In many less obvious ways, too, one might observe how the Abbasid state profoundly shaped the yeshivot and their operations. Their adoption of paper and its revolutionary impact on the practice of governance within the Jewish community; their relocation to Baghdad by the beginning of the tenth century to be closer to the nucleus of imperial influence and wealth; and the letters of investiture that were eventually issued to geonim in the name of the caliph spelling out their administrative authority over the Jewish community—these and many other developments underscore the extent to which the medieval yeshivot were products of the Abbasid milieu.

Institutional Competition 

A Chronicle of Baghdad, by Nathan ha-Bavli, a tenth-century Arabic narrative written in North Africa, presents readers with a romanticized image of the generally harmonious cooperation between Jewish leaders during the Abbasid period. 

The day-to-day records of the Cairo Geniza, however, tell a different story. From the extant correspondence between local communities and geonim, it is evident that the various yeshivot competed for influence and donations, at times even encroaching upon one another’s jurisdictional territory.
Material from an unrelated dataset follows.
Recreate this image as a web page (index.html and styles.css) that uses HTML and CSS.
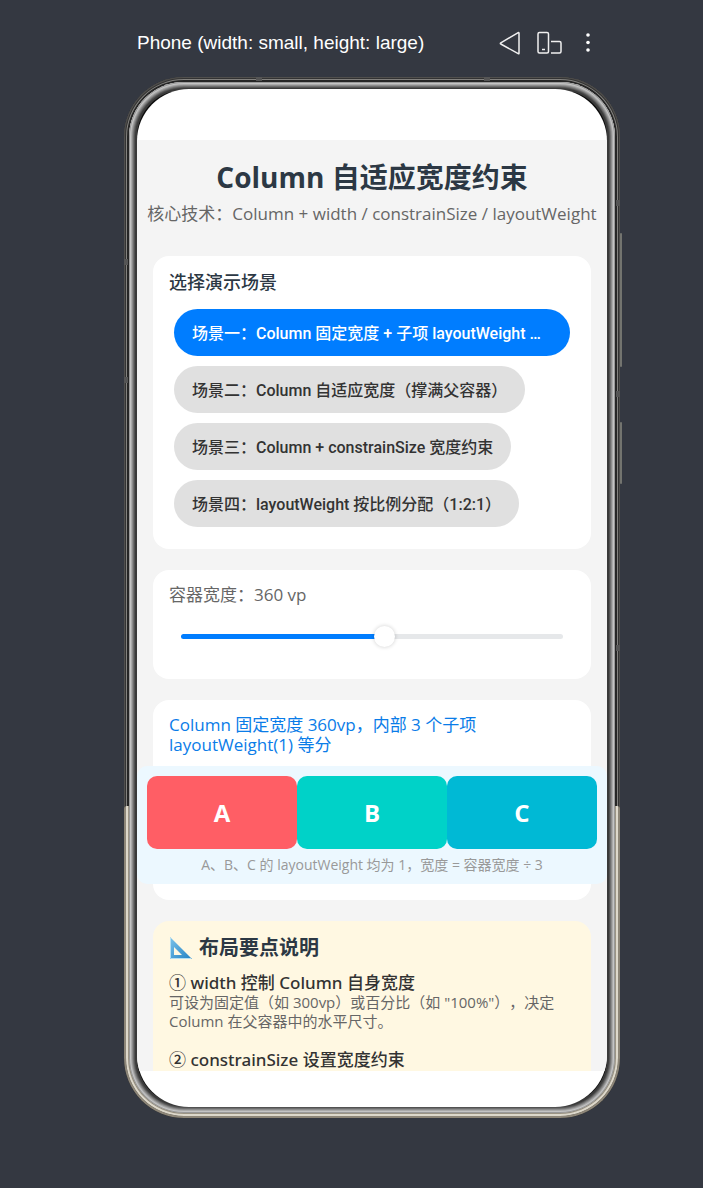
FILE: index.html
```
<!DOCTYPE html>
<html lang="zh-CN">
<head>
    <meta charset="UTF-8">
    <meta name="viewport" content="width=device-width, initial-scale=1.0">
    <title>Column 自适应宽度约束</title>
    <link rel="stylesheet" href="styles.css">
</head>
<body>
    <div class="previewer">
        <header class="toolbar">
            <span class="device-name">Phone (width: small, height: large)</span>
            <button type="button" class="tool" aria-label="Back">
                <svg width="22" height="24" viewBox="0 0 22 24"><path d="M20 2.200v20q0 .9-.8.5L1.800 13q-.9-.6 0-1.200L19.200 1.700q.8-.4.8.5z"/></svg>
            </button>
            <button type="button" class="tool" aria-label="Rotate">
                <svg width="26" height="24" viewBox="0 0 26 24"><rect x="1" y="1.500" width="10.500" height="20.500" rx="1.500"/><path d="M5 18.500h3M14 10.500h8.500q1.500 0 1.500 1.500v8.500q0 1.500-1.500 1.500H14"/></svg>
            </button>
            <button type="button" class="tool" aria-label="More">
                <svg class="dots" width="6" height="24" viewBox="0 0 6 24"><circle cx="3" cy="4" r="1.800"/><circle cx="3" cy="11.500" r="1.800"/><circle cx="3" cy="19" r="1.800"/></svg>
            </button>
        </header>

        <div class="phone">
            <span class="side-key volume"></span>
            <span class="side-key power"></span>
            <span class="antennas"></span>
            <div class="screen">
                <main class="app">
                    <h1>Column 自适应宽度约束</h1>
                    <p class="subtitle">核心技术：Column + width / constrainSize / layoutWeight</p>

                    <section class="card scenes">
                        <h2>选择演示场景</h2>
                        <div class="scene-list">
                            <button type="button" class="scene active">场景一：Column 固定宽度 + 子项 layoutWeight 等分宽度</button>
                            <button type="button" class="scene">场景二：Column 自适应宽度（撑满父容器）</button>
                            <button type="button" class="scene">场景三：Column + constrainSize 宽度约束</button>
                            <button type="button" class="scene">场景四：layoutWeight 按比例分配（1:2:1）</button>
                        </div>
                    </section>

                    <section class="card width-card">
                        <label for="boxWidth">容器宽度：360 vp</label>
                        <input type="range" id="boxWidth" min="200" max="500" value="360">
                    </section>

                    <section class="card demo">
                        <p class="demo-text">Column 固定宽度 360vp，内部 3 个子项 layoutWeight(1) 等分</p>
                        <div class="demo-box">
                            <div class="blocks">
                                <div class="block red">A</div>
                                <div class="block green">B</div>
                                <div class="block blue">C</div>
                            </div>
                            <p class="caption">A、B、C 的 layoutWeight 均为 1，宽度 = 容器宽度 ÷ 3</p>
                        </div>
                    </section>

                    <section class="card notes">
                        <h2>
                            <svg width="24" height="24" viewBox="0 0 24 24"><defs><linearGradient id="ruler" x1="0" y1="0" x2="1" y2="1"><stop offset="0" stop-color="#7cc3ea"/><stop offset="1" stop-color="#2382c4"/></linearGradient></defs><path fill="url(#ruler)" fill-rule="evenodd" d="M1 1v22h22zM5 11l8 8H5z"/><path stroke="#b5dff3" d="M1.500 2v20.500H22" fill="none"/></svg>
                            布局要点说明
                        </h2>
                        <h3>① width 控制 Column 自身宽度</h3>
                        <p>可设为固定值（如 300vp）或百分比（如 "100%"），决定 Column 在父容器中的水平尺寸。</p>
                        <h3>② constrainSize 设置宽度约束</h3>
                    </section>
                </main>
            </div>
        </div>
    </div>
</body>
</html>
```
FILE: styles.css
```
* {
    box-sizing: border-box;
}
body {
    margin: 0;
    height: 100vh;
    padding-left: 41px;
    background: #343841;
    font-family: "Open Sans", "Noto Sans CJK SC", sans-serif;
    text-spacing-trim: space-all;
    color: #333;
}
h1, h2, h3, p {
    margin: 0;
}
button {
    font-family: inherit;
    border: none;
    cursor: pointer;
}
.previewer {
    display: flex;
    flex-direction: column;
    height: 100%;
    max-width: 496px;
    margin: 0 auto;
    padding: 30px 0 70px;
}

/* Toolbar */
.toolbar {
    display: flex;
    align-items: center;
    height: 26px;
    margin-bottom: 21px;
    padding: 0 29px 0 13px;
    gap: 16px;
    color: #fff;
    font: 19px "Liberation Sans", Arial, sans-serif;
}
.device-name {
    flex: 1;
    white-space: nowrap;
}
.tool {
    display: flex;
    padding: 0;
    background: none;
}
.tool svg {
    fill: none;
    stroke: #f0f0f0;
    stroke-width: 1.5;
}
.tool:last-child {
    margin-left: 6px;
}
.tool .dots {
    fill: #fff;
    stroke: none;
}

/* Phone frame */
.phone {
    position: relative;
    flex: 1;
    min-height: 0;
    padding: 12px 13px 11px;
    border-radius: 60px;
    background: #0c0c0c;
    box-shadow: inset 0 0 0 1px #504f4d, inset 0 0 0 2px #333, inset 0 0 0 3px #83827f, inset 0 0 0 5px #262626;
}
.phone::before {
    content: "";
    position: absolute;
    inset: 5px;
    border-radius: 55px;
    box-shadow: inset 0 0 0 1px #999, inset 0 0 0 2px #c4c4c4, inset 0 0 0 3px #aaa, inset 0 0 0 4px #8c8c8c, inset 0 0 0 5px #6e6e6e, inset 0 0 0 6px #525252, inset 0 0 0 8px #3a3a3a;
}
.phone::after {
    content: "";
    position: absolute;
    inset: 726px 0 0;
    border: 2px solid #8d8678;
    border-top: none;
    border-radius: 0 0 60px 60px;
    box-shadow: inset 0 0 0 2px #ddd8cb, inset 0 0 0 3px #9b9484;
    clip-path: inset(3px 0 0 round 3px 3px 60px 60px);
}
.side-key {
    position: absolute;
    right: -2px;
    width: 2px;
    background: #73746f;
    border-radius: 1px;
}
.volume {
    top: 156px;
    height: 134px;
}
.power {
    top: 345px;
    height: 62px;
}
.antennas {
    position: absolute;
    inset: 0;
    background:
        linear-gradient(#555, #555) 132px 0 / 6px 4px,
        linear-gradient(#555, #555) 360px 0 / 6px 4px,
        linear-gradient(#555, #555) 0 182px / 4px 6px,
        linear-gradient(#555, #555) 0 300px / 4px 6px,
        linear-gradient(#555, #555) right 0 top 123px / 4px 6px,
        linear-gradient(#555, #555) right 0 top 314px / 4px 6px,
        linear-gradient(#555, #555) right 0 top 568px / 4px 6px;
    background-repeat: no-repeat;
}
.screen {
    position: relative;
    z-index: 1;
    display: flex;
    height: 100%;
    padding: 51px 0 36px;
    overflow: hidden;
    background: #fff;
    border-radius: 52px;
}

/* App page */
.app {
    flex: 1;
    min-width: 0;
    padding: 16px;
    background: #f4f4f4;
    overflow: hidden;
}
h1 {
    font-size: 28px;
    line-height: 42px;
    text-align: center;
    color: #2c3844;
}
.subtitle {
    margin: 0 -16px 26px;
    font-size: 17px;
    line-height: 32px;
    text-align: center;
    white-space: nowrap;
    color: #666;
}
.card {
    margin-bottom: 21px;
    padding: 16px;
    background: #fff;
    border-radius: 16px;
}
.scenes {
    padding-bottom: 22px;
}
.scenes h2 {
    margin-bottom: 16px;
    font-size: 18px;
    font-weight: 500;
    line-height: 21px;
    color: #2c3844;
}
.scene-list {
    display: flex;
    flex-direction: column;
    align-items: flex-start;
    gap: 10px;
    padding: 0 5px;
}
.scene {
    max-width: 100%;
    height: 47px;
    padding: 0 18px 2px;
    overflow: hidden;
    border-radius: 24px;
    background: #e0e0e0;
    color: #333;
    font-family: Roboto, "Noto Sans CJK SC", sans-serif;
    font-size: 16px;
    font-weight: 500;
    white-space: nowrap;
    text-overflow: ellipsis;
}
.scene.active {
    background: #007dff;
    color: #fff;
}

/* Width slider */
.width-card {
    height: 109px;
    padding-top: 15px;
}
.width-card label {
    display: block;
    margin-bottom: 21px;
    font-size: 17px;
    line-height: 20px;
    color: #666;
}
.width-card input {
    -webkit-appearance: none;
    appearance: none;
    display: block;
    width: calc(100% - 24px);
    height: 21px;
    margin: 0 12px;
    background: none;
}
.width-card input::-webkit-slider-runnable-track {
    height: 5px;
    border-radius: 3px;
    background: linear-gradient(to right, #007dff 53%, #e6e8ea 53%);
}
.width-card input::-webkit-slider-thumb {
    -webkit-appearance: none;
    width: 21px;
    height: 21px;
    margin-top: -8px;
    border-radius: 50%;
    background: #fff;
    box-shadow: 0 0 4px rgba(0,0,0,0.2);
}

/* Demo */
.demo {
    padding-top: 15px;
}
.demo-text {
    margin-bottom: 11px;
    font-size: 17px;
    line-height: 20px;
    color: #0a7ce8;
}
.demo-box {
    margin: 0 -32px;
    padding: 10px 10px 9px;
    background: #ecf8ff;
    border-radius: 10px;
}
.blocks {
    display: flex;
}
.block {
    flex: 1;
    border-radius: 10px;
    color: #fff;
    font-size: 24px;
    font-weight: bold;
    line-height: 73px;
    text-align: center;
}
.red {
    background: #ff5e65;
}
.green {
    background: #00d2c8;
}
.blue {
    background: #00b9d5;
}
.caption {
    margin-top: 6px;
    font-size: 14px;
    line-height: 20px;
    text-align: center;
    color: #999;
}

/* Notes */
.notes {
    margin-bottom: 0;
    padding-top: 15px;
    background: #fff8e2;
}
.notes h2 {
    display: flex;
    align-items: center;
    gap: 6px;
    margin-bottom: 12px;
    font-size: 20px;
    line-height: 22px;
    color: #2c3844;
}
.notes h3 {
    font-family: "Noto Sans", "Noto Sans CJK SC", sans-serif;
    font-size: 17px;
    font-weight: 500;
    line-height: 21px;
}
.notes p {
    margin-bottom: 18px;
    font-size: 15px;
    line-height: 19px;
    color: #666;
}
```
We read complaints about moneys intended for one institution being seized by another, grousing about communities that switched their allegiance, and campaigns to undermine or discredit rival leaders. 

A particularly vivid exchange reveals that Hayya bar Sherira, the gaon of Pumbedita, tried to woo Sahlan ben Abraham, a prominent figure in the Egyptian Jewish community, to the great consternation of Solomon ben Judah (d. 1051), the gaon of the Palestinian yeshiva in whose territory Egypt customarily fell. The competition between geonic yeshivot allowed far-flung communities to leverage their influence, particularly in deciding where to send their donations.

The Exilarchate

In addition to their squabbles with one another, geonim also came into conflict with another office of broad communal authority, the exilarchate, a dynastic position passed down among the members of a family that claimed descent from the royal line of King David. Exilarchs exercised powers resembling those of the geonim, presiding over a geographical territory in which they had the right to appoint local officials, supervise legal matters, and collect taxes. 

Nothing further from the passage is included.